13. One of the essential findings of the learned trial Judge was that what he called “the planning unit” consisted of the gable wall with the hoarding attached to it. It follows logically from this finding that there has been an alteration to that planning unit by the substitution of one hoarding by another. I would also put it another way, and hold that the structure with which we are concerned is the structure which has been in place since prior to October 1964, and is in fact the building or gable wall of the building with an advertisement hoarding attached to it.

14. In Cairnduff v. O’Connell [1986] IR 73 a balcony and staircase were erected at the rear of a building on which there had, some years previously, been a balcony and staircase, although of different dimensions. At page 77 Finlay CJ said:-


    “On the facts of this case I am satisfied that the erection of the balcony and staircase and the opening of the window are works which materially affect the external appearance of the structure. It is, I think, clear that if a structure had a particular adjunct such as a balcony and stairway, and if for a relatively short period of time that had been removed or had become demolished, its replacement with one of substantially the same size and appearance would not materially affect the external appearance of the structure on the basis that immediately when that work commenced no balcony or staircase existed.”

15. While it can be said that that statement is obiter, as those were not the circumstances of the case being considered, nevertheless it does provide some guidance to the Court.

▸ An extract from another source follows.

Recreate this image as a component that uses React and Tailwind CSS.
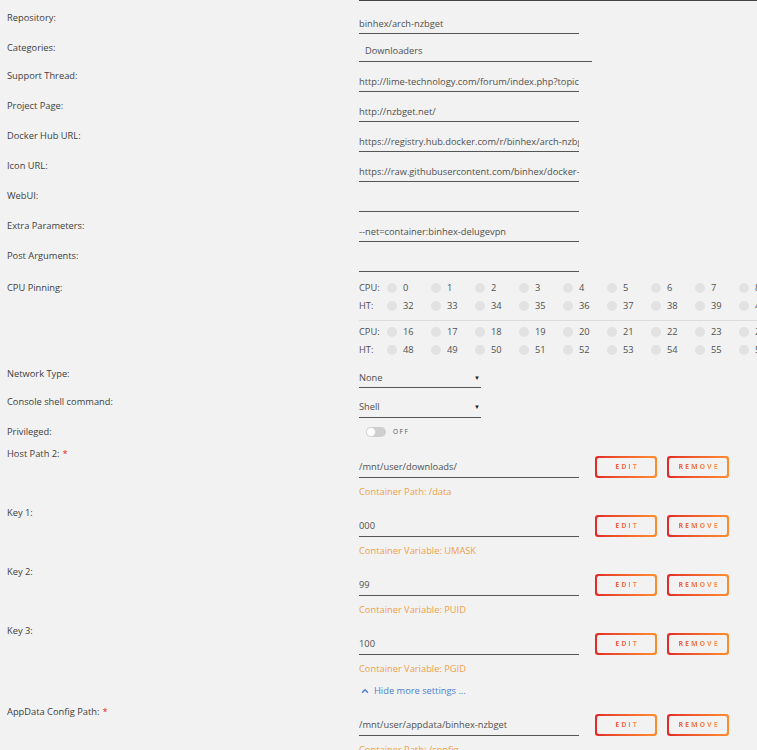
import { ChevronUp } from "lucide-react";

function Label({ children, req, className = "" }) {
  return (
    <div className={`w-[359px] shrink-0 pl-[7px] leading-[14px] text-[#404040] ${className}`}>
      {children}
      {req && <span className="ml-[3px] text-[#e22828]">*</span>}
    </div>
  );
}

function TextRow({ label, value }) {
  return (
    <div className="flex">
      <Label className="pt-[7px]">{label}</Label>
      <div className="w-[220px] overflow-hidden whitespace-nowrap border-b border-[#555] pt-[13px] pb-[2px] leading-[14px] text-[#505050]">
        {value || "\u00a0"}
      </div>
    </div>
  );
}

function GradButton({ children }) {
  return (
    <div className="h-[22px] w-[62px] rounded-[3px] bg-gradient-to-r from-[#e22828] to-[#ff8c2f] p-[2px]">
      <div className="flex h-full w-full items-center justify-center rounded-[2px] bg-[#f2f2f2]">
        <span className="bg-gradient-to-r from-[#e8504a] to-[#ff9a4a] bg-clip-text pl-[2px] text-[7px] font-bold tracking-[2px] text-transparent">
          {children}
        </span>
      </div>
    </div>
  );
}

function VarRow({ label, req, value, sub }) {
  return (
    <div className="flex">
      <Label className="pt-[7px]" req={req}>{label}</Label>
      <div className="flex items-start">
        <div className="w-[220px]">
          <div className="overflow-hidden whitespace-nowrap border-b border-[#555] pt-[20px] pb-[3px] leading-[14px] text-[#505050]">
            {value}
          </div>
          <div className="mt-[7px] whitespace-nowrap leading-[14px] text-[#f0a04b]">{sub}</div>
        </div>
        <div className="ml-[16px] mt-[16px] flex gap-[10px]">
          <GradButton>EDIT</GradButton>
          <GradButton>REMOVE</GradButton>
        </div>
      </div>
    </div>
  );
}

function CpuLine({ label, nums }) {
  return (
    <div className="flex h-[18px] items-center whitespace-nowrap leading-[18px] text-[#505050]">
      <div className="w-[28px] shrink-0">{label}</div>
      {nums.map((n) => (
        <div key={n} className="flex w-[44px] shrink-0 items-center">
          <span className="h-[10px] w-[10px] rounded-full bg-[#e2e2e2]" />
          <span className="ml-[6px]">{n}</span>
        </div>
      ))}
    </div>
  );
}

const range = (a) => Array.from({ length: 9 }, (_, i) => a + i);

export default function App() {
  return (
    <div className="min-h-screen w-full overflow-hidden bg-[#f2f2f2] font-['Open_Sans',sans-serif] text-[9.3px] text-[#505050]">
      <div className="ml-[359px] h-px bg-[#444]" />
      <div className="mt-[3px]" />

      <TextRow label="Repository:" value="binhex/arch-nzbget" />

      <div className="flex">
        <Label className="pt-[7px]">Categories:</Label>
        <div className="w-[233px] border-b border-[#555] pt-[10px] pb-[3px] pl-[6px] leading-[14px]">
          Downloaders
        </div>
      </div>

      <TextRow label="Support Thread:" value="http://lime-technology.com/forum/index.php?topic=45837.0" />
      <TextRow label="Project Page:" value="http://nzbget.net/" />
      <TextRow label="Docker Hub URL:" value="https://registry.hub.docker.com/r/binhex/arch-nzbget/" />
      <TextRow label="Icon URL:" value="https://raw.githubusercontent.com/binhex/docker-templates/master/binhex/images/nzbget-icon.png" />
      <TextRow label="WebUI:" value="" />
      <TextRow label="Extra Parameters:" value="--net=container:binhex-delugevpn" />
      <TextRow label="Post Arguments:" value="" />

      <div className="flex pb-[1px]">
        <Label className="pt-[9px]">CPU Pinning:</Label>
        <div className="min-w-0 flex-1 pt-[7px]">
          <CpuLine label="CPU:" nums={range(0)} />
          <CpuLine label="HT:" nums={range(32)} />
          <div className="mt-[5px] h-px bg-[#dcdcdc]" />
          <div className="mt-[2px]" />
          <CpuLine label="CPU:" nums={range(16)} />
          <CpuLine label="HT:" nums={range(48)} />
        </div>
      </div>

      <div className="flex">
        <Label className="pt-[7px]">Network Type:</Label>
        <div className="flex w-[122px] items-center justify-between border-b border-[#555] pt-[11px] pb-[2px] leading-[14px]">
          <span>None</span>
          <span className="pr-[1px] text-[6px] text-[#222]">▼</span>
        </div>
      </div>

      <div className="flex">
        <Label className="pt-[7px]">Console shell command:</Label>
        <div className="flex w-[122px] items-center justify-between border-b border-[#555] pt-[12px] pb-[3px] leading-[14px]">
          <span>Shell</span>
          <span className="pr-[1px] text-[6px] text-[#222]">▼</span>
        </div>
      </div>

      <div className="flex h-[22px]">
        <Label className="pt-[7px]">Privileged:</Label>
        <div className="flex items-center self-start pl-[7px] pt-[9px]">
          <div className="relative h-[10px] w-[20px] rounded-full bg-[#cfcfcf]">
            <span className="absolute left-0 top-0 h-[10px] w-[10px] rounded-full border border-[#d6d6d6] bg-white" />
          </div>
          <span className="ml-[7px] text-[6.5px] tracking-[1.5px] text-[#555]">OFF</span>
        </div>
      </div>

      <VarRow label="Host Path 2:" req value="/mnt/user/downloads/" sub="Container Path: /data" />
      <VarRow label="Key 1:" value="000" sub="Container Variable: UMASK" />
      <VarRow label="Key 2:" value="99" sub="Container Variable: PUID" />
      <VarRow label="Key 3:" value="100" sub="Container Variable: PGID" />

      <div className="ml-[359px] flex items-center pt-[8px] leading-[14px] text-[#4a7fd0]">
        <ChevronUp size={10} strokeWidth={3.5} className="ml-[1px]" />
        <span className="ml-[4px]">Hide more settings ...</span>
      </div>

      <VarRow label="AppData Config Path:" req value="/mnt/user/appdata/binhex-nzbget" sub="Container Path: /config" />
    </div>
  );
}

16. The Appellant also referred to Dublin Corporation v. Regan Advertising Ltd & Ors, which dealt with a situation where there had initially been advertising material painted on the exterior of a wall, which advertised the business of the occupiers of the premises, but subsequently this was changed into advertising material fixed to the wall which did not relate to the occupiers’ business. The Appellant also relied on Finglas County Council v. Crean & Anor (Unreported O’Caoimh J 19th October 2001), which concerned the replacement of and addition to freestanding advertising hoardings which did not form part of any other structure. I do not think that either of these cases are particularly helpful, as the former case was concerned primarily with change of use and the latter case did not deal with advertising as a part of a building, nor did it consider the question of whether there might have been an alteration within the meaning of s.4(1)(g).

17. For reasons I have already stated, I am of the view that the word “alteration” must apply to something wider than a mere visual alteration. I think the learned trial Judge was correct in treating the gable wall with the hoarding affixed to it as a unit or structure within the meaning of the planning legislation, and that removing the hoarding and replacing it with a new hoarding altered the structure. Indeed, it could at least be argued that the removal of the hoarding could itself be an alteration to the gable wall which would not come within the exemption provided by s.4(1)(g), insofar as it might materially affect the external appearance of the structure.

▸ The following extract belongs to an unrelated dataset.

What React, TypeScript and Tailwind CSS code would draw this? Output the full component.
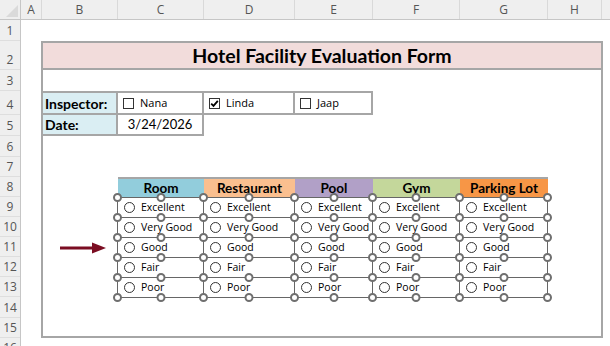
import React from "react";

const cols = [
  { l: "A", w: "w-[21px]" },
  { l: "B", w: "w-[76px]" },
  { l: "C", w: "w-[86px]" },
  { l: "D", w: "w-[91px]" },
  { l: "E", w: "w-[78px]" },
  { l: "F", w: "w-[87px]" },
  { l: "G", w: "w-[88px]" },
  { l: "H", w: "w-[54px]" },
];

const rows = [
  { n: 1, h: "h-[21px]" },
  { n: 2, h: "h-[29px]" },
  { n: 3, h: "h-[21px]" },
  { n: 4, h: "h-[24px]" },
  { n: 5, h: "h-[21px]" },
  { n: 6, h: "h-[21px]" },
  { n: 7, h: "h-[20px]" },
  { n: 8, h: "h-[20px]" },
  { n: 9, h: "h-[20px]" },
  { n: 10, h: "h-[20px]" },
  { n: 11, h: "h-[20px]" },
  { n: 12, h: "h-[20px]" },
  { n: 13, h: "h-[20px]" },
  { n: 14, h: "h-[21px]" },
  { n: 15, h: "h-[20px]" },
  { n: 16, h: "h-[20px]" },
];

const facilities = [
  { name: "Room", w: "w-[86px]", bg: "bg-[#92cddc]" },
  { name: "Restaurant", w: "w-[91px]", bg: "bg-[#fabf8f]" },
  { name: "Pool", w: "w-[78px]", bg: "bg-[#b1a0c7]" },
  { name: "Gym", w: "w-[87px]", bg: "bg-[#c4d79b]" },
  { name: "Parking Lot", w: "w-[88px]", bg: "bg-[#f79646]" },
];

const options = ["Excellent", "Very Good", "Good", "Fair", "Poor"];

const Handle = ({ pos }: { pos: string }) => (
  <span
    className={`absolute z-10 w-[9px] h-[9px] rounded-full border-2 border-[#6f6f6f] bg-white ${pos}`}
  />
);

const Checkbox = ({ checked }: { checked?: boolean }) => (
  <span className="w-[11px] h-[11px] border border-[#333] bg-white flex items-center justify-center shrink-0">
    {checked && (
      <svg width="9" height="9" viewBox="0 0 9 9">
        <path d="M1.2 4.6 L3.5 6.9 L7.8 1.8" fill="none" stroke="#000" strokeWidth="1.8" />
      </svg>
    )}
  </span>
);

export default function App() {
  return (
    <div className="w-[610px] h-[346px] overflow-hidden bg-white flex flex-col font-['Open_Sans',sans-serif]">
      {/* column headers */}
      <div className="flex h-[20px] shrink-0 bg-[#efefef] border-b border-[#c6c6c6]">
        <div className="w-[21px] relative border-r border-[#c6c6c6]">
          <svg className="absolute right-[2px] bottom-[2px]" width="12" height="12" viewBox="0 0 12 12">
            <path d="M12 0 L12 12 L0 12 Z" fill="#dadada" />
          </svg>
        </div>
        {cols.map((c) => (
          <div
            key={c.l}
            className={`${c.w} flex items-center justify-center border-r border-[#d9d9d9] text-[12px] text-[#555]`}
          >
            {c.l}
          </div>
        ))}
        <div className="flex-1" />
      </div>

      <div className="flex flex-1">
        {/* row headers */}
        <div className="w-[21px] shrink-0 bg-[#efefef] border-r border-[#c6c6c6] flex flex-col">
          {rows.map((r) => (
            <div
              key={r.n}
              className={`${r.h} shrink-0 flex items-end justify-center pb-[2px] border-b border-[#dedede] text-[12px] leading-[15px] text-[#555]`}
            >
              {r.n}
            </div>
          ))}
        </div>

        {/* sheet body */}
        <div className="flex-1 flex flex-col">
          <div className="h-[21px] shrink-0" />
          <div className="ml-[20px] w-[562px] h-[297px] shrink-0 border-2 border-[#a6a6a6] flex flex-col">
            {/* title */}
            <div className="h-[27px] shrink-0 bg-[#f2dcdb] border-b-2 border-[#a6a6a6] flex items-center justify-center font-['Lato',sans-serif] font-bold text-[19.5px] text-black">
              Hotel Facility Evaluation Form
            </div>
            <div className="h-[21px] shrink-0" />

            {/* inspector row */}
            <div className="h-[24px] shrink-0 flex">
              <div className="w-[75px] bg-[#daeef3] border-t-2 border-b-2 border-r-2 border-[#a6a6a6] flex items-center pl-[2px] font-['Lato',sans-serif] font-bold text-[14px] text-black">
                Inspector:
              </div>
              <div className="w-[86px] border-t-2 border-b-2 border-r-2 border-[#a6a6a6] flex items-center pl-[5px] gap-[6px] text-[11px] text-black">
                <Checkbox />
                <span>Nana</span>
              </div>
              <div className="w-[91px] border-t-2 border-b-2 border-r-2 border-[#a6a6a6] flex items-center pl-[5px] gap-[6px] text-[11px] text-black">
                <Checkbox checked />
                <span>Linda</span>
              </div>
              <div className="w-[78px] border-t-2 border-b-2 border-r-2 border-[#a6a6a6] flex items-center pl-[5px] gap-[6px] text-[11px] text-black">
                <Checkbox />
                <span>Jaap</span>
              </div>
            </div>

            {/* date row */}
            <div className="h-[21px] shrink-0 flex">
              <div className="w-[75px] bg-[#daeef3] border-b-2 border-r-2 border-[#a6a6a6] flex items-center pl-[2px] font-['Lato',sans-serif] font-bold text-[14px] text-black">
                Date:
              </div>
              <div className="w-[86px] border-b-2 border-r-2 border-[#a6a6a6] flex items-center justify-center font-['Lato',sans-serif] text-[13px] text-black">
                3/24/2026
              </div>
            </div>

            <div className="h-[41px] shrink-0" />

            {/* facility table */}
            <div className="flex shrink-0">
              <div className="w-[75px] shrink-0 flex flex-col">
                <svg className="mt-[65px] ml-[17px]" width="46" height="12" viewBox="0 0 46 12">
                  <rect x="0" y="4.5" width="34" height="3" fill="#7b0d22" />
                  <path d="M32 0.5 L46 6 L32 11.5 Z" fill="#7b0d22" />
                </svg>
              </div>
              <div className="flex flex-col">
                <div className="flex h-[20px] border-t-2 border-[#a6a6a6]">
                  {facilities.map((f) => (
                    <div
                      key={f.name}
                      className={`${f.w} ${f.bg} flex items-center justify-center font-['Lato',sans-serif] font-bold text-[13.5px] text-black`}
                    >
                      {f.name}
                    </div>
                  ))}
                </div>
                <div className="-ml-[1px] border-l border-t border-[#666] flex flex-col">
                  {options.map((o, ri) => (
                    <div key={o} className="flex h-[20px]">
                      {facilities.map((f, ci) => {
                        const lastRow = ri === options.length - 1;
                        const lastCol = ci === facilities.length - 1;
                        return (
                          <div
                            key={f.name}
                            className={`${f.w} relative border-r border-b border-[#666] flex items-center pl-[6px] text-[10.5px] text-black`}
                          >
                            <span className="w-[11px] h-[11px] rounded-full border border-[#333] bg-white shrink-0" />
                            <span className="ml-[6px] leading-none">{o}</span>
                            <Handle pos="left-[-5px] top-[-5px]" />
                            <Handle pos="left-1/2 -translate-x-1/2 top-[-5px]" />
                            {lastCol && <Handle pos="right-[-5px] top-[-5px]" />}
                            {lastRow && <Handle pos="left-[-5px] bottom-[-5px]" />}
                            {lastRow && <Handle pos="left-1/2 -translate-x-1/2 bottom-[-5px]" />}
                            {lastRow && lastCol && <Handle pos="right-[-5px] bottom-[-5px]" />}
                          </div>
                        );
                      })}
                    </div>
                  ))}
                </div>
              </div>
            </div>
          </div>
        </div>
      </div>
    </div>
  );
}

18. I think it is unreal to look at a hoarding of this nature as a structure in isolation from the rest of the building. I also think it is unreal to suggest, as seems to be implicit in the Appellant’s case, that it would be lawful to replace all the constituent parts of the hoarding provided the parts were replaced separately, while it is unlawful to replace the entire hoarding at the same time.

19. The Appellant also submits that in any event the advertisement hoarding did materially affect the external appearance of the premises so as to render its appearance inconsistent with the character of the premises itself or that of neighbouring structures. It is, of course, true that the building itself is an old Georgian building, and no doubt advertising hoardings such as the present one would not have been present or in contemplation of the owners of the original building in Georgian times. However, what this Court is concerned with is the alteration of the hoarding by the substitution of a new hoarding, and that in itself in my view cannot possibly be said to have materially affected the external appearance of the premises.

20. For the reasons given, therefore, I would dismiss this appeal.